For the material that follows, list every line containing the word "components".

□ □ □

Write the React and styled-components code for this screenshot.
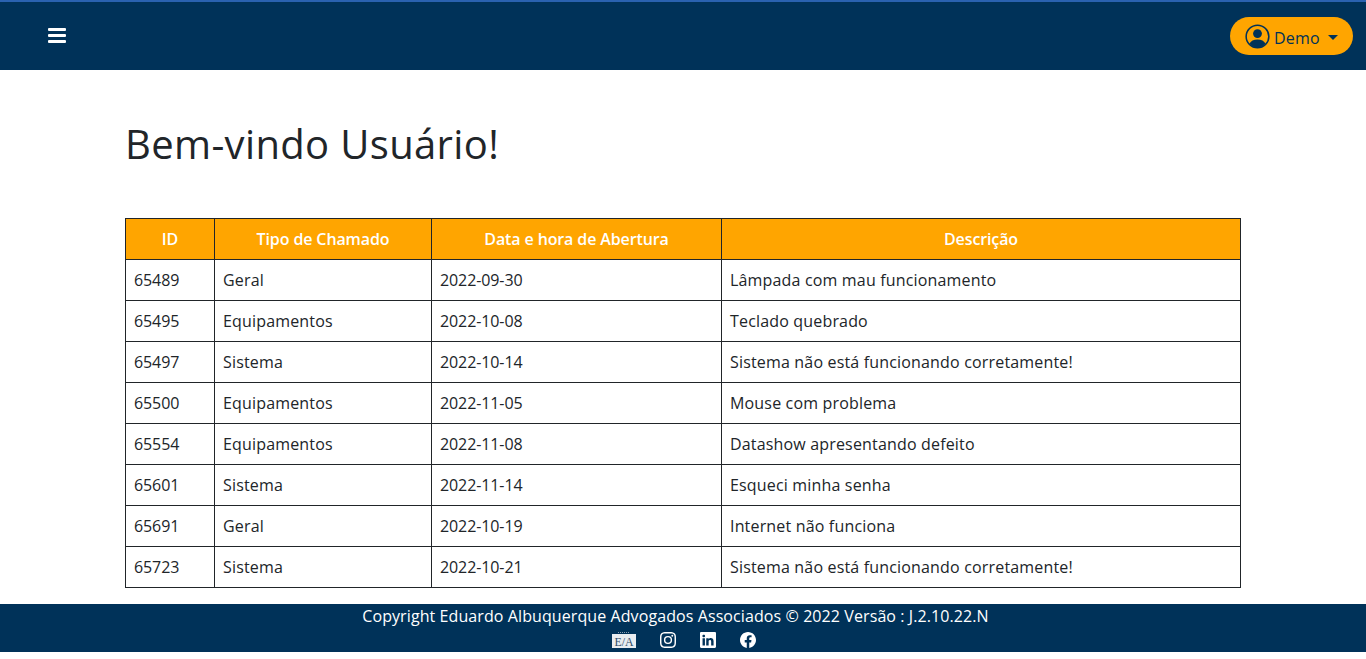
import styled, { createGlobalStyle } from "styled-components"

const tickets = [
  { id: 65489, type: "Geral", date: "2022-09-30", text: "Lâmpada com mau funcionamento" },
  { id: 65495, type: "Equipamentos", date: "2022-10-08", text: "Teclado quebrado" },
  { id: 65497, type: "Sistema", date: "2022-10-14", text: "Sistema não está funcionando corretamente!" },
  { id: 65500, type: "Equipamentos", date: "2022-11-05", text: "Mouse com problema" },
  { id: 65554, type: "Equipamentos", date: "2022-11-08", text: "Datashow apresentando defeito" },
  { id: 65601, type: "Sistema", date: "2022-11-14", text: "Esqueci minha senha" },
  { id: 65691, type: "Geral", date: "2022-10-19", text: "Internet não funciona" },
  { id: 65723, type: "Sistema", date: "2022-10-21", text: "Sistema não está funcionando corretamente!" },
]

const GlobalStyle = createGlobalStyle`
  * { box-sizing: border-box; }
  html, body { margin: 0; background: #fff; }
  body {
    font-family: "Open Sans", "Noto Sans", sans-serif;
    color: #212529;
    overflow: hidden;
  }
`

const Page = styled.div`
  height: 659px;
  display: flex;
  flex-direction: column;
`

const Navbar = styled.header`
  height: 70px;
  background: #003259;
  border-top: 2px solid #2a62b0;
  display: flex;
  align-items: center;
  justify-content: space-between;
  padding: 0 13px 0 48px;
  flex-shrink: 0;
`

const Burger = styled.button`
  width: 18px;
  height: 15px;
  padding: 0;
  border: 0;
  background: none;
  display: flex;
  flex-direction: column;
  justify-content: space-between;
  margin-top: -2px;
`

const BurgerBar = styled.span`
  height: 3px;
  border-radius: 1px;
  background: #fff;
`

const UserButton = styled.button`
  width: 123px;
  height: 38px;
  padding: 0 0 0 15px;
  border: 0;
  border-radius: 19px;
  background: #ffa500;
  color: #003259;
  font-family: inherit;
  font-size: 16px;
  letter-spacing: 0.2px;
  display: flex;
  align-items: center;
`

const UserName = styled.span`
  margin: 4px 0 0 4px;
`

const Caret = styled.span`
  margin: 2px 0 0 8px;
  border-top: 5px solid #003259;
  border-left: 5px solid transparent;
  border-right: 5px solid transparent;
`

const Main = styled.main`
  flex: 1;
  padding: 48px 125px 0;
`

const Title = styled.h1`
  margin: 0 0 48px;
  font-size: 40px;
  font-weight: 400;
  line-height: 52px;
  letter-spacing: 0.35px;
`

const Table = styled.table`
  width: 1115px;
  border-collapse: collapse;
  table-layout: fixed;
  font-size: 16px;
`

const HeadCell = styled.th`
  width: ${props => props.$width}px;
  height: 41px;
  padding: 0 8px;
  border: 1px solid #212529;
  background: #ffa500;
  color: #fff;
  font-weight: 600;
  letter-spacing: -0.12px;
  text-align: center;
`

const Cell = styled.td`
  height: 41px;
  padding: 0 8px;
  border: 1px solid #212529;
  letter-spacing: ${props => (props.$numeric ? "-0.1px" : "0.17px")};
`

const Footer = styled.footer`
  height: 48px;
  margin-bottom: 7px;
  background: #003259;
  color: #fff;
  font-size: 16px;
  display: flex;
  flex-direction: column;
  align-items: center;
  flex-shrink: 0;
`

const Copyright = styled.div`
  line-height: 24px;
  margin-right: 15px;
  letter-spacing: 0.09px;
`

const Socials = styled.div`
  display: flex;
  align-items: center;
  gap: 24px;
  height: 24px;
  padding-left: 2px;
`

const LogoText = styled.text`
  font-family: "Liberation Serif", serif;
  font-size: 13px;
  fill: #2f4d6a;
`

const Logo = () => (
  <svg width="24" height="16" viewBox="0 0 24 16">
    <rect y="2" width="24" height="14" fill="#e9edf1" />
    <path d="M6 .5h12" stroke="#8ea1b3" strokeWidth="1" strokeDasharray="1 1" />
    <LogoText x="12" y="13.5" textAnchor="middle" textLength="19" lengthAdjust="spacingAndGlyphs">E/A</LogoText>
  </svg>
)

const Instagram = () => (
  <svg width="16" height="16" viewBox="0 0 16 16" fill="#fff">
    <path d="M8 0C5.83 0 5.56.01 4.7.05 3.85.09 3.27.22 2.76.42a3.9 3.9 0 0 0-1.42.92A3.9 3.9 0 0 0 .42 2.76C.22 3.27.09 3.85.05 4.7.01 5.56 0 5.83 0 8s.01 2.44.05 3.3c.04.85.17 1.43.37 1.94.2.53.48.98.92 1.42.44.44.89.72 1.42.92.51.2 1.09.33 1.94.37.86.04 1.13.05 3.3.05s2.44-.01 3.3-.05c.85-.04 1.43-.17 1.94-.37a3.9 3.9 0 0 0 1.42-.92c.44-.44.72-.89.92-1.42.2-.51.33-1.09.37-1.94.04-.86.05-1.13.05-3.3s-.01-2.44-.05-3.3c-.04-.85-.17-1.43-.37-1.94a3.9 3.9 0 0 0-.92-1.42A3.9 3.9 0 0 0 13.24.42c-.51-.2-1.09-.33-1.94-.37C10.44.01 10.17 0 8 0Zm0 1.44c2.14 0 2.39.01 3.23.05.78.04 1.2.17 1.48.27.37.15.64.32.92.6.28.28.45.55.6.92.1.28.23.7.27 1.48.04.84.05 1.09.05 3.23s-.01 2.39-.05 3.23c-.04.78-.17 1.2-.27 1.48-.15.37-.32.64-.6.92-.28.28-.55.45-.92.6-.28.1-.7.23-1.48.27-.84.04-1.09.05-3.23.05s-2.39-.01-3.23-.05c-.78-.04-1.2-.17-1.48-.27a2.5 2.5 0 0 1-.92-.6 2.5 2.5 0 0 1-.6-.92c-.1-.28-.23-.7-.27-1.48C1.45 10.39 1.44 10.14 1.44 8s.01-2.39.05-3.23c.04-.78.17-1.2.27-1.48.15-.37.32-.64.6-.92.28-.28.55-.45.92-.6.28-.1.7-.23 1.48-.27C5.61 1.45 5.86 1.44 8 1.44Z" />
    <path d="M8 3.89a4.11 4.11 0 1 0 0 8.22 4.11 4.11 0 0 0 0-8.22Zm0 6.78a2.67 2.67 0 1 1 0-5.34 2.67 2.67 0 0 1 0 5.34Z" />
    <circle cx="12.27" cy="3.73" r=".96" />
  </svg>
)

const Linkedin = () => (
  <svg width="16" height="16" viewBox="0 0 16 16" fill="#fff">
    <path d="M0 1.15C0 .51.53 0 1.18 0h13.64C15.47 0 16 .51 16 1.15v13.7c0 .64-.53 1.15-1.18 1.15H1.18C.53 16 0 15.49 0 14.85V1.15Zm4.94 12.24V6.17H2.54v7.22h2.4ZM3.74 5.18c.84 0 1.36-.55 1.36-1.25-.02-.71-.52-1.25-1.34-1.25-.82 0-1.36.54-1.36 1.25 0 .7.52 1.25 1.32 1.25h.02Zm4.91 8.21V9.36c0-.22.02-.43.08-.58.17-.43.57-.88 1.23-.88.87 0 1.21.66 1.21 1.63v3.86h2.4V9.25c0-2.22-1.18-3.25-2.76-3.25-1.27 0-1.84.7-2.16 1.19v.02h-.02l.02-.02V6.17h-2.4c.03.68 0 7.22 0 7.22h2.4Z" />
  </svg>
)

const Facebook = () => (
  <svg width="16" height="16" viewBox="0 0 16 16" fill="#fff">
    <path d="M16 8.05C16 3.6 12.42 0 8 0S0 3.6 0 8.05c0 4.02 2.93 7.35 6.75 7.95v-5.62H4.72V8.05h2.03V6.28c0-2.02 1.2-3.13 3.02-3.13.88 0 1.8.16 1.8.16v1.98h-1.01c-1 0-1.31.62-1.31 1.26v1.5h2.22l-.35 2.33H9.25V16C13.07 15.4 16 12.07 16 8.05Z" />
  </svg>
)

const UserIcon = () => (
  <svg width="25" height="25" viewBox="0 0 26 26" fill="#003259">
    <circle cx="13" cy="13" r="11.8" fill="none" stroke="#003259" strokeWidth="1.6" />
    <circle cx="13" cy="10" r="4.6" />
    <path d="M4.6 20.6c1.4-3.2 4.4-4.6 8.4-4.6s7 1.4 8.4 4.6A11.8 11.8 0 0 1 13 24.6c-3.3 0-6.3-1.5-8.4-4Z" />
  </svg>
)

export default function App() {
  return (
    <Page>
      <GlobalStyle />
      <Navbar>
        <Burger aria-label="menu">
          <BurgerBar />
          <BurgerBar />
          <BurgerBar />
        </Burger>
        <UserButton>
          <UserIcon />
          <UserName>Demo</UserName>
          <Caret />
        </UserButton>
      </Navbar>
      <Main>
        <Title>Bem-vindo Usuário!</Title>
        <Table>
          <thead>
            <tr>
              <HeadCell $width={89}>ID</HeadCell>
              <HeadCell $width={217}>Tipo de Chamado</HeadCell>
              <HeadCell $width={290}>Data e hora de Abertura</HeadCell>
              <HeadCell $width={519}>Descrição</HeadCell>
            </tr>
          </thead>
          <tbody>
            {tickets.map(ticket => (
              <tr key={ticket.id}>
                <Cell $numeric>{ticket.id}</Cell>
                <Cell>{ticket.type}</Cell>
                <Cell $numeric>{ticket.date}</Cell>
                <Cell>{ticket.text}</Cell>
              </tr>
            ))}
          </tbody>
        </Table>
      </Main>
      <Footer>
        <Copyright>Copyright Eduardo Albuquerque Advogados Associados © 2022 Versão : J.2.10.22.N</Copyright>
        <Socials>
          <Logo />
          <Instagram />
          <Linkedin />
          <Facebook />
        </Socials>
      </Footer>
    </Page>
  )
}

□ □ □

• Reply:
Write the React and styled-components code for this screenshot.
import styled, { createGlobalStyle } from "styled-components"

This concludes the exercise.